[The request]
Every line that contains the word "React" should be copied.

[Given information]
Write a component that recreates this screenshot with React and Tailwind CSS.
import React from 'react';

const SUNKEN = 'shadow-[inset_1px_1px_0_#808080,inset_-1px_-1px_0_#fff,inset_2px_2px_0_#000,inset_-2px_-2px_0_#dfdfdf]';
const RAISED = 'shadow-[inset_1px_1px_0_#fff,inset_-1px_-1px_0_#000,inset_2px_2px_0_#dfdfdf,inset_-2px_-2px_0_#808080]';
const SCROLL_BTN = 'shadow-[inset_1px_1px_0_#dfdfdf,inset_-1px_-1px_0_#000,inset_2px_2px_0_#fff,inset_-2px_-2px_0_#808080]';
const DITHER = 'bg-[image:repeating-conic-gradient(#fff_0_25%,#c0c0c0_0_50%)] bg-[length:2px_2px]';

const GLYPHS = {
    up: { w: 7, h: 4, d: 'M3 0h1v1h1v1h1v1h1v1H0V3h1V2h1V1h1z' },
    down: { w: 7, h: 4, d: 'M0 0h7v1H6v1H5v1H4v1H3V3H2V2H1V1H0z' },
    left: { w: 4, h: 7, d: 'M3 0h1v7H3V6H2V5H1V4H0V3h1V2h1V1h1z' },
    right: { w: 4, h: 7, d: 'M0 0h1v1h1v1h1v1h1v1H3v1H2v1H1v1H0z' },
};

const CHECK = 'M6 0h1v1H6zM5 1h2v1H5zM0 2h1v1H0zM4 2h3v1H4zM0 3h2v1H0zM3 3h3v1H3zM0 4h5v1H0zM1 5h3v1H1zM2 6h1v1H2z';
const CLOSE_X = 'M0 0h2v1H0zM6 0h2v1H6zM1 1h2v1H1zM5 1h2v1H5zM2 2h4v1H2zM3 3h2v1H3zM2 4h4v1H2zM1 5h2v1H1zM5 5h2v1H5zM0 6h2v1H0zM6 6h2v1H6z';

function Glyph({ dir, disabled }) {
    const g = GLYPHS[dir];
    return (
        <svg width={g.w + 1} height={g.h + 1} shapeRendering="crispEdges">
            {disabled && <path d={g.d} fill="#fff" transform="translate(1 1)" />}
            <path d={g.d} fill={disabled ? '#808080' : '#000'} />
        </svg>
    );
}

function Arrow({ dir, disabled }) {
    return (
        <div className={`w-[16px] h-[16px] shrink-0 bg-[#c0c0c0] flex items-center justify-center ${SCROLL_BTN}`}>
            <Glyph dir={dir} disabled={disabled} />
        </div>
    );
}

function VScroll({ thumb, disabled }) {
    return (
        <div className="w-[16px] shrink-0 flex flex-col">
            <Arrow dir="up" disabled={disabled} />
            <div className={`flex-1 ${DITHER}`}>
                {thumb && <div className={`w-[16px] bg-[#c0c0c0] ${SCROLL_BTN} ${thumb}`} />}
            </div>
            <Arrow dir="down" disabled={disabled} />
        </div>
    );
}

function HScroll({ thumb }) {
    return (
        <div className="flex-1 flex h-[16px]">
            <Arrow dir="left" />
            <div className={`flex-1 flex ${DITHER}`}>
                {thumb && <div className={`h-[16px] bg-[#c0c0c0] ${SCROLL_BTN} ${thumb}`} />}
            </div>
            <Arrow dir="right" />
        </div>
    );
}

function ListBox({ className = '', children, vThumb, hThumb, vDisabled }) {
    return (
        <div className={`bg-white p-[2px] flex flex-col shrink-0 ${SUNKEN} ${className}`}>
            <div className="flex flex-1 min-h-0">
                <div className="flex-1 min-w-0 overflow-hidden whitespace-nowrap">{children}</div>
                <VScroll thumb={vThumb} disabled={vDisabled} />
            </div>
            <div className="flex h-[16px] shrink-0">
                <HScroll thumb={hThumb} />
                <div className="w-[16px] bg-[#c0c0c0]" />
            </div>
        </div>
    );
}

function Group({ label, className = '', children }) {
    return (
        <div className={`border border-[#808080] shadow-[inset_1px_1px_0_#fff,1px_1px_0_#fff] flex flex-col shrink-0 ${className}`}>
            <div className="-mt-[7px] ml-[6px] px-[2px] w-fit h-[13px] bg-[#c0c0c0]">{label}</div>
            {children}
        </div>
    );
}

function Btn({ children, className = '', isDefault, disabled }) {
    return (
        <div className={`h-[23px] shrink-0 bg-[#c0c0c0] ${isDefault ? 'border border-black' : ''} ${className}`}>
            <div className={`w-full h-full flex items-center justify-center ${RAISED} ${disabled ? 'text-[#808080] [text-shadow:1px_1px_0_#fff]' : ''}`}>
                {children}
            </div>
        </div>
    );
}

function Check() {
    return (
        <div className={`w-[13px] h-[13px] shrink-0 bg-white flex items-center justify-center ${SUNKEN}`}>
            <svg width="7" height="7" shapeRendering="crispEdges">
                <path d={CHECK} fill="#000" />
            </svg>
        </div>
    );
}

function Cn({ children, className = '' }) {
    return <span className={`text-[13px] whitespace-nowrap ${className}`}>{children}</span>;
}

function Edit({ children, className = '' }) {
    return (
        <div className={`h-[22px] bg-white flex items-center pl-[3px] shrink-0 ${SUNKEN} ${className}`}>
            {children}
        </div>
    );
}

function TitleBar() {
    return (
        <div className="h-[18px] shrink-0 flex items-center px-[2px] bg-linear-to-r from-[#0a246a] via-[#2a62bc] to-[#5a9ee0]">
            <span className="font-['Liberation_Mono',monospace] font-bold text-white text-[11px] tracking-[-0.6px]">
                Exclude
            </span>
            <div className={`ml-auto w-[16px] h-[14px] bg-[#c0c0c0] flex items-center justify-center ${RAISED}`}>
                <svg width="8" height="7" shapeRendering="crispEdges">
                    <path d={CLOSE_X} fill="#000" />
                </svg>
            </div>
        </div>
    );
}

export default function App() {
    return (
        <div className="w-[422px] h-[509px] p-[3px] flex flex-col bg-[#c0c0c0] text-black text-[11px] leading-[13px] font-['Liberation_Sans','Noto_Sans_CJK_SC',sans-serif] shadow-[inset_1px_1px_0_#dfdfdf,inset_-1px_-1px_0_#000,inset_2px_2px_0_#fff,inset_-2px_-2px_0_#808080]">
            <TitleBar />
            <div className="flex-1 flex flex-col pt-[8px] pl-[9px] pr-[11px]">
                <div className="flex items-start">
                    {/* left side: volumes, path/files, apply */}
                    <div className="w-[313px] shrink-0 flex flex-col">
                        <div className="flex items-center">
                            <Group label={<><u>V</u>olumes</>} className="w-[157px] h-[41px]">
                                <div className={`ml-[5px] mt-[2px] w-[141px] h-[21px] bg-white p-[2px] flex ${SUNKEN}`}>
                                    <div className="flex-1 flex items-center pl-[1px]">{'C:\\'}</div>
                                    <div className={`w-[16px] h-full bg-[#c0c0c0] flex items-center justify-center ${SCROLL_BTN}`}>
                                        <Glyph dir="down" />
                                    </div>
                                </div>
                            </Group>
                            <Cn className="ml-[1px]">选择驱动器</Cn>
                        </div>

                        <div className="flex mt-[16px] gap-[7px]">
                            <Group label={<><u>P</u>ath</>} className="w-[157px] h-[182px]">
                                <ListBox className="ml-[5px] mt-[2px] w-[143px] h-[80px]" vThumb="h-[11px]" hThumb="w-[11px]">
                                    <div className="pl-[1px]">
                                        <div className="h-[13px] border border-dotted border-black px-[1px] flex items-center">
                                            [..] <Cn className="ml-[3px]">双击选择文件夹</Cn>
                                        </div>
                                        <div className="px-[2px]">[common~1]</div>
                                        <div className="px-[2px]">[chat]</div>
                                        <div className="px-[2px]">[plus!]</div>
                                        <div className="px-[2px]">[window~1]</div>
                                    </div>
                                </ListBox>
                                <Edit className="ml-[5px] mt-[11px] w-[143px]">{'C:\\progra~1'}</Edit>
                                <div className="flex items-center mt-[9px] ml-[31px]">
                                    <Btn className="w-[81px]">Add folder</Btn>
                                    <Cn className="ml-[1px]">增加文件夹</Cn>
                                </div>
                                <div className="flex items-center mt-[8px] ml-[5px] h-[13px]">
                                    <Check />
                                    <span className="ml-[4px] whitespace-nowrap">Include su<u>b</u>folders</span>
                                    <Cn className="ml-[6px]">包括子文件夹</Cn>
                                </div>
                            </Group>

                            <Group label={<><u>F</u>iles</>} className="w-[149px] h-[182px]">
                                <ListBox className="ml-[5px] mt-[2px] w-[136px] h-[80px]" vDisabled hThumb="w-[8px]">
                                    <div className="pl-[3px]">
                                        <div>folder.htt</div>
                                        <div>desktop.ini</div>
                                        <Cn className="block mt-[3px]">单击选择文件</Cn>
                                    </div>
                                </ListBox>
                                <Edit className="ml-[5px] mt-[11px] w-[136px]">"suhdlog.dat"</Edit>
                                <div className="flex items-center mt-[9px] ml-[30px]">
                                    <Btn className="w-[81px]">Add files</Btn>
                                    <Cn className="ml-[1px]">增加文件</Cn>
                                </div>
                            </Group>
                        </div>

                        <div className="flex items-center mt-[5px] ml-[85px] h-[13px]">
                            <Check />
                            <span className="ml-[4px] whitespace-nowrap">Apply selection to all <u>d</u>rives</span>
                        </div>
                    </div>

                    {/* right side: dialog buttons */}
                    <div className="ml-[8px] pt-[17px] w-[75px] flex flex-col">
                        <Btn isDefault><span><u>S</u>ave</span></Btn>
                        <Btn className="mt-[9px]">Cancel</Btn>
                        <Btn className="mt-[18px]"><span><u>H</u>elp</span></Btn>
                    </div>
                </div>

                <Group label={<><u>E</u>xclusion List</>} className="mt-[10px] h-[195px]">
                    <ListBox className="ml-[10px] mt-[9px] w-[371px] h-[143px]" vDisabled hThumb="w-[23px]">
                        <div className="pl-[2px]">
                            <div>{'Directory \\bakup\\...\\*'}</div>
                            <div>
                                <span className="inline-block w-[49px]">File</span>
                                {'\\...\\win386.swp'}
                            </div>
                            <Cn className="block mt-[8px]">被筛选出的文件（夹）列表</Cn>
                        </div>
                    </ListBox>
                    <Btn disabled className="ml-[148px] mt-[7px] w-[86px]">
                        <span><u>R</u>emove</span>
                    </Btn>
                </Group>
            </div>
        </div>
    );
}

---

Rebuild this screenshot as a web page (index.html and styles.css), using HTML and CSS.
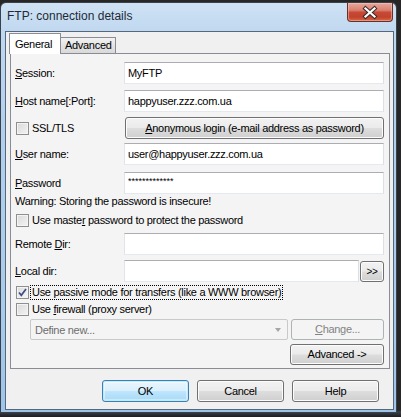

[Solved problem]
Write a component that recreates this screenshot with React and Tailwind CSS.
import React from 'react';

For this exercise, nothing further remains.